My output is very strange and it prints out the desired "850" but it also prints a trailer of the line and a new line too!

ka@man01:$ ./test.pl 
850

ka@man01:$

The problem isn't just printing. I need to use the variable generated by awk "i.e. the $s variable) but the variable is also being reserved with a long string and a new line!

Could you guys help?

Thank you.

Upvotes: 1

Views: 170

Answers (3)

glenn jackman
glenn jackman

Reputation: 246877

The reason you get 2 newlines:

  1. the backtick operator does not remove the trailing newline from the awk output. $s contains "850\n"
  2. the say function appends a newline to the string. You have say "850\n" which is the same as print "850\n\n"

Upvotes: 0

brian d foy
brian d foy

Reputation: 132812

perl can do many of the things that awk can do. Here's something similar that replaces your entire Perl program:

$ perl -naF, -le 'chomp; print $F[1] if $F[0]==500' STD
850

The -n creates a while loop around your argument to -e.

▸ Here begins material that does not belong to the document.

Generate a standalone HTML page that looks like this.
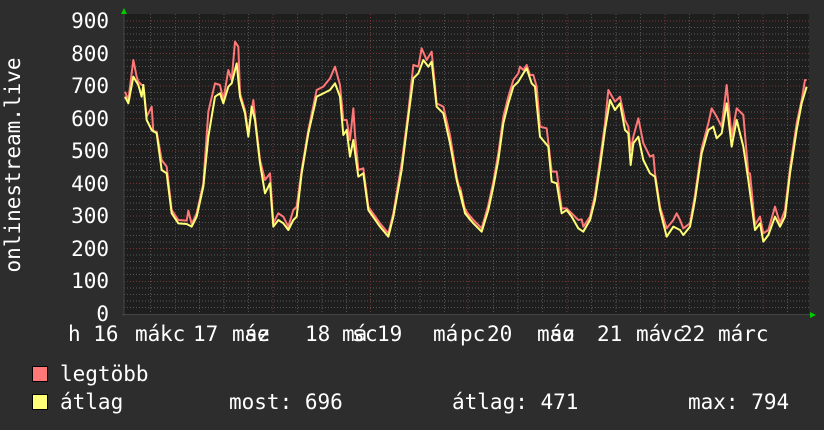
<!DOCTYPE html>
<html><head><meta charset="utf-8"><style>
html,body{margin:0;padding:0;background:#2d2d2d;}
svg{display:block}
text{font-family:"DejaVu Sans Mono","Liberation Mono",monospace;font-size:21px;fill:#fff}
</style></head><body>
<svg width="824" height="430" xmlns="http://www.w3.org/2000/svg">
<rect width="824" height="430" fill="#2d2d2d"/>
<rect x="124" y="14" width="685" height="301" fill="#1e1e1e"/>
<g id="grid" stroke-width="1" fill="none">
<g stroke="#555" stroke-dasharray="1,2">
<path d="M124 307.5H809M124 301H809M124 294.5H809M124 288H809M124 274.5H809M124 268H809M124 261.5H809M124 255H809M124 242H809M124 235.5H809M124 229H809M124 222.5H809M124 209.5H809M124 203H809M124 196.5H809M124 190H809M124 177H809M124 170.5H809M124 164H809M124 157.5H809M124 144.5H809M124 138H809M124 131.5H809M124 125H809M124 112H809M124 105.5H809M124 99H809M124 92.5H809M124 79.5H809M124 73H809M124 66.5H809M124 60H809M124 47H809M124 40.5H809M124 34H809M124 27.5H809"/>
<path d="M150.5 14V315M199.5 14V315M224 14V315M248.5 14V315M297.5 14V315M322 14V315M346.5 14V315M395.5 14V315M420 14V315M444.5 14V315M493.5 14V315M518 14V315M542.5 14V315M591.5 14V315M616 14V315M640.5 14V315M689.5 14V315M714 14V315M738.5 14V315M787.5 14V315"/>
</g>
<g stroke="#7a3535" stroke-dasharray="1,2">
<path d="M124 281.5H809M124 248.5H809M124 216H809M124 183.5H809M124 151H809M124 118.5H809M124 86H809M124 53.5H809M124 21H809"/>
<path d="M175.5 14V315M273 14V315M370.5 14V315M468 14V315M567 14V315M665 14V315M763 14V315"/>
</g>
</g>
<line x1="124" y1="12" x2="124" y2="316" stroke="#444"/>
<line x1="122" y1="314.5" x2="812" y2="314.5" stroke="#444"/>
<polygon points="121,14 127,14 124,8" fill="#0c0"/>
<polygon points="810,312 810,318 816,315" fill="#0c0"/>

<g transform="translate(120,20) scale(0.33333)" fill="none" stroke-linejoin="round">
<polyline vector-effect="non-scaling-stroke" stroke="#ff7777" stroke-width="2" points="15,215 25,240 40,120 50,170 55,185 65,195 70,195 80,290 95,260 100,335 110,335 125,420 140,440 155,570 175,600 200,602 205,572 215,612 230,580 250,490 265,275 285,190 300,195 310,240 325,150 335,180 345,65 355,80 360,220 375,270 385,340 400,240 405,290 420,420 435,480 450,460 460,610 475,580 490,590 505,620 520,570 530,560 545,450 565,330 590,210 610,200 630,175 645,140 660,195 670,300 680,300 690,360 700,265 705,345 715,450 730,445 745,560 780,610 805,640 820,580 845,430 865,275 880,135 895,140 905,85 920,120 935,95 950,250 970,260 990,345 1010,470 1030,555 1050,595"/>
<polyline vector-effect="non-scaling-stroke" stroke="#ffff77" stroke-width="2" points="15,230 25,250 40,170 55,195 65,230 70,195 80,300 95,330 110,340 125,450 140,460 155,580 175,610 200,612 215,620 230,590 250,500 265,350 285,230 300,220 310,250 325,200 335,190 350,130 360,230 375,280 385,350 395,260 405,300 420,430 435,520 450,490 460,620 475,600 490,610 505,630 520,600 530,590 545,460 565,340 590,230 610,220 630,210 645,190 660,230 670,345 680,330 690,410 700,360 715,470 730,460 745,570 780,620 805,650 820,590 845,450 865,290 880,175 895,160 910,120 925,140 935,125 950,260 970,280 990,370 1010,480 1030,560 1050,600"/>
</g>
<g transform="translate(460,20) scale(0.33333)" fill="none" stroke-linejoin="round">
<polyline vector-effect="non-scaling-stroke" stroke="#ff7777" stroke-width="2" points="0,500 15,570 40,600 65,625 85,555 100,485 115,400 130,290 145,230 160,180 175,160 180,140 190,150 200,135 210,165 220,165 230,200 240,320 260,325 275,455 290,455 305,565 320,565 335,580 355,600 365,598 370,620 390,590 405,525 420,420 435,310 445,210 465,245 480,230 495,300 505,320 512,390 520,350 535,295 550,370 570,410 580,405 585,460 600,560 620,625 640,600 650,580 660,600 670,625 690,610 705,525 725,385 745,310 755,265 770,290 785,320 800,195 815,350 830,265 850,285 865,460 870,460 885,615 900,590 910,640 925,630 945,560 960,610 975,570 990,445 1010,310 1025,240 1035,180 1040,180"/>
<polyline vector-effect="non-scaling-stroke" stroke="#ffff77" stroke-width="2" points="0,510 15,580 40,610 65,635 85,570 100,500 115,420 130,310 145,250 160,200 175,185 190,160 200,145 215,190 225,200 240,350 265,380 275,485 290,490 305,580 320,570 335,590 355,625 370,635 390,600 405,540 420,440 435,330 450,240 465,270 480,250 495,330 505,340 512,435 520,370 535,350 550,420 570,460 585,470 600,570 620,650 640,620 660,630 670,645 690,620 705,540 725,400 745,330 760,320 770,355 785,340 800,250 815,380 830,300 850,380 865,480 885,630 900,610 910,665 925,645 945,590 960,620 975,590 990,460 1010,330 1025,250 1040,200"/>
</g>

<g text-anchor="end">
<text x="109" y="28">900</text>
<text x="109" y="61">800</text>
<text x="109" y="93">700</text>
<text x="109" y="126">600</text>
<text x="109" y="158">500</text>
<text x="109" y="191">400</text>
<text x="109" y="223">300</text>
<text x="109" y="256">200</text>
<text x="109" y="288">100</text>
<text x="109" y="321">0</text>
</g>
<text transform="translate(20,165) rotate(-90)" text-anchor="middle">onlinestream.live</text>

<g>
<text x="68" y="341">h 16</text>
<text x="135" y="341">má</text><text x="160" y="341">kc</text><text x="193" y="341">17</text>
<text x="232" y="341">má</text><text x="245" y="341">sz</text><text x="257" y="341">e</text><text x="305" y="341">18</text>
<text x="342" y="341">má</text><text x="352" y="341">s</text><text x="365" y="341">c</text><text x="377" y="341">19</text>
<text x="433" y="341">má</text><text x="460" y="341">pc</text><text x="487" y="341">20</text>
<text x="537" y="341">má</text><text x="550" y="341">sz</text><text x="562" y="341">o</text><text x="597" y="341">21</text>
<text x="636" y="341">má</text><text x="660" y="341">vc</text><text x="680" y="341">22</text>
<text x="718" y="341">márc</text>
</g>

<rect x="32.5" y="366.5" width="15" height="15" fill="#ff7777" stroke="#000"/>
<rect x="32.5" y="394.5" width="15" height="15" fill="#ffff77" stroke="#000"/>
<text x="60" y="381">legtöbb</text>
<text x="60" y="409">átlag</text>
<text x="229" y="409">most: 696</text>
<text x="452" y="409">átlag: 471</text>
<text x="688" y="409">max: 794</text>
</svg>
</body></html>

The -a splits up each line into @F and -F lets you specify the separator. Since you want to separate the fields on a comma you use -F,.

The -l adds a newline each time you call print.

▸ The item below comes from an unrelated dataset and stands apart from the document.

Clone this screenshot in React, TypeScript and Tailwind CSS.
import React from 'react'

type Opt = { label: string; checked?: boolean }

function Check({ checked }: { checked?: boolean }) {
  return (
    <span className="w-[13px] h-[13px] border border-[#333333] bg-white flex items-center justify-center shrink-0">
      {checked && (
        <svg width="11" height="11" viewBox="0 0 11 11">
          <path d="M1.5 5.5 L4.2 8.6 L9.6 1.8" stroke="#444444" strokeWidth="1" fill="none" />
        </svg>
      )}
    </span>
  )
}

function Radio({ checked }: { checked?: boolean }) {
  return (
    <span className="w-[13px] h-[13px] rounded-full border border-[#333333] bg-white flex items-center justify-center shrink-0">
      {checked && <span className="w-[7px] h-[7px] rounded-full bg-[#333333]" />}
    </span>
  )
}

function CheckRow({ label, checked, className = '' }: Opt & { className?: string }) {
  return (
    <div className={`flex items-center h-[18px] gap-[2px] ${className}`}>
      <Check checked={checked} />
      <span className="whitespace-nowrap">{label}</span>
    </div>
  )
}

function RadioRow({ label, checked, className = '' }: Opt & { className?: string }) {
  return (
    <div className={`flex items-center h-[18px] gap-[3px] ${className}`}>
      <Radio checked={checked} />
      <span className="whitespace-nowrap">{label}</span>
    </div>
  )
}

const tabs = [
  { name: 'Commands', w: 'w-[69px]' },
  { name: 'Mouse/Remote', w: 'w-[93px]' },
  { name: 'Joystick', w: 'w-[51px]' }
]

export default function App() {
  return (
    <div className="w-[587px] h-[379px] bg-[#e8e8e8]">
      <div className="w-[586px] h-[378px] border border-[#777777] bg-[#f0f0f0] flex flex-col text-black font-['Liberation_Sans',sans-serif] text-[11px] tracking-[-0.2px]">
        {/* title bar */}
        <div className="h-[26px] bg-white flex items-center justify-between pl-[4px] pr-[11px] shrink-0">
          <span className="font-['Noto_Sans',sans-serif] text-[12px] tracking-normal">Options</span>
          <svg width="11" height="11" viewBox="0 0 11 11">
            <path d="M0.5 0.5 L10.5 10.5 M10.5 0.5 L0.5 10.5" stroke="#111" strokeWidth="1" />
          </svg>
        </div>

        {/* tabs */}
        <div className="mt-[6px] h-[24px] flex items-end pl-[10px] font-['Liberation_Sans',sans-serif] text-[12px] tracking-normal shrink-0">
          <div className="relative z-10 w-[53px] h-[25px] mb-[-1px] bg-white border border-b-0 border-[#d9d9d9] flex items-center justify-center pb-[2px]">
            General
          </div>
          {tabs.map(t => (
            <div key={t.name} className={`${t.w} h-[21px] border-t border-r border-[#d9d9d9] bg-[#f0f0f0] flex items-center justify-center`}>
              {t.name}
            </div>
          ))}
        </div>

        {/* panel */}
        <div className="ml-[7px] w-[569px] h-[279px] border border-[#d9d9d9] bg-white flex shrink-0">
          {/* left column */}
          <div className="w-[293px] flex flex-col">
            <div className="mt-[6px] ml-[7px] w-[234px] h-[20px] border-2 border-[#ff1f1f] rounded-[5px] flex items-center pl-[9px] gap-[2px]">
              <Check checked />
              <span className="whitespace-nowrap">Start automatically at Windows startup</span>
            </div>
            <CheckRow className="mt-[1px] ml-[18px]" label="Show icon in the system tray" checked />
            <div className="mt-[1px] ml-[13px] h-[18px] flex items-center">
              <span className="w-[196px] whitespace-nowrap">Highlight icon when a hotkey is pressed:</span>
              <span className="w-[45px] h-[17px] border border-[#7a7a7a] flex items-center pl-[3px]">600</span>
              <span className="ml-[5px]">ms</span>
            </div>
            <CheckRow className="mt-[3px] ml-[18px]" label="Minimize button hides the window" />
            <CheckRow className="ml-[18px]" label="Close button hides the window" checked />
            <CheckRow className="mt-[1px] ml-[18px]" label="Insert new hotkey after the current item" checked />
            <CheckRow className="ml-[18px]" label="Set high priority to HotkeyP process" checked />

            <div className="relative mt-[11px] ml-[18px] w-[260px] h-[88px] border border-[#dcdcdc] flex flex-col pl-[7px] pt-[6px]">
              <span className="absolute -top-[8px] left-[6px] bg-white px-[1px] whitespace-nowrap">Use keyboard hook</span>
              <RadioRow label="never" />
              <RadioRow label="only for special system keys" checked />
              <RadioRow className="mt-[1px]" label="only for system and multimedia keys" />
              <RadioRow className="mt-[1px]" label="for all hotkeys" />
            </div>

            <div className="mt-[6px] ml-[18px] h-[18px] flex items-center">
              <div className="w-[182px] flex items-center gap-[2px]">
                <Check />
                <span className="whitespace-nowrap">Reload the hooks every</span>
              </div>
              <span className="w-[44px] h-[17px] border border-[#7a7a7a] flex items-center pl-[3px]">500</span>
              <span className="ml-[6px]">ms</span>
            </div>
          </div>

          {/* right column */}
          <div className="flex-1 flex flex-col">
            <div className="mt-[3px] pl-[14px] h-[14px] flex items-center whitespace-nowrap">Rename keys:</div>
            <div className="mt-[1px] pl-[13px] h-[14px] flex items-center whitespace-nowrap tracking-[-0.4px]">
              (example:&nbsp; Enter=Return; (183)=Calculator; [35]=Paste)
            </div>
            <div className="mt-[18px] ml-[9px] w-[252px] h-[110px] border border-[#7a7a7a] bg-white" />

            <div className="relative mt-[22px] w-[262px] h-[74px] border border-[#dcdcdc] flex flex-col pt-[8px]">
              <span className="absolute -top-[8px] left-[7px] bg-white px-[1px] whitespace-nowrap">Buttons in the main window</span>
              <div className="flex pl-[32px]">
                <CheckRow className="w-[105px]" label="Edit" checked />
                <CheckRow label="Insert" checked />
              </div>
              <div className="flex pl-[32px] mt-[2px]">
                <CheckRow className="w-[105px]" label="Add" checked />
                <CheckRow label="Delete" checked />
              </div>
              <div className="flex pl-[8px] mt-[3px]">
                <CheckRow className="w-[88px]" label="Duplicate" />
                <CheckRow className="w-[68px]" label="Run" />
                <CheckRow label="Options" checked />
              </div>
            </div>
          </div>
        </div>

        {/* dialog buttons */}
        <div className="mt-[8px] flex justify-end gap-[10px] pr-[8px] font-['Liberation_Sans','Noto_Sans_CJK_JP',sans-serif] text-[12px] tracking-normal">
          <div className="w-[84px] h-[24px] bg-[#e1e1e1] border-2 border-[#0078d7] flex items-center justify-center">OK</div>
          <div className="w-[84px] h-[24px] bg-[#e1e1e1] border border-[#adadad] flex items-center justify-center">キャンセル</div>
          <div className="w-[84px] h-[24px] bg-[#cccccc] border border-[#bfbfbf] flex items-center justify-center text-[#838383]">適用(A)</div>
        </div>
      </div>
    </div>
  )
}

The -e argument is the program to run (with the added while from -n). The chomp removes the newline from the output. You get a newline in your output because you happen to use the last field in the line. The -l adds a newline when you print; that's important when you want to extract a field in the middle of the line.

Upvotes: 1

Sobrique
Sobrique

Reputation: 53488

I'd suggest that you're going down a dirty road by trying to inline awk into perl in the first place. Why not instead:

open ( my $input, '<', 'STD' ) or die $!;
while ( <$input> ) {
    s/\s+\z//;
    my @fields = split /,/; 
    print $fields[1], "\n" if $fields[0] == 500; 
} 

But the likely problem is that you're not handling linefeeds, and say is adding an extra one. Try using print instead, or chomp on the resultant string.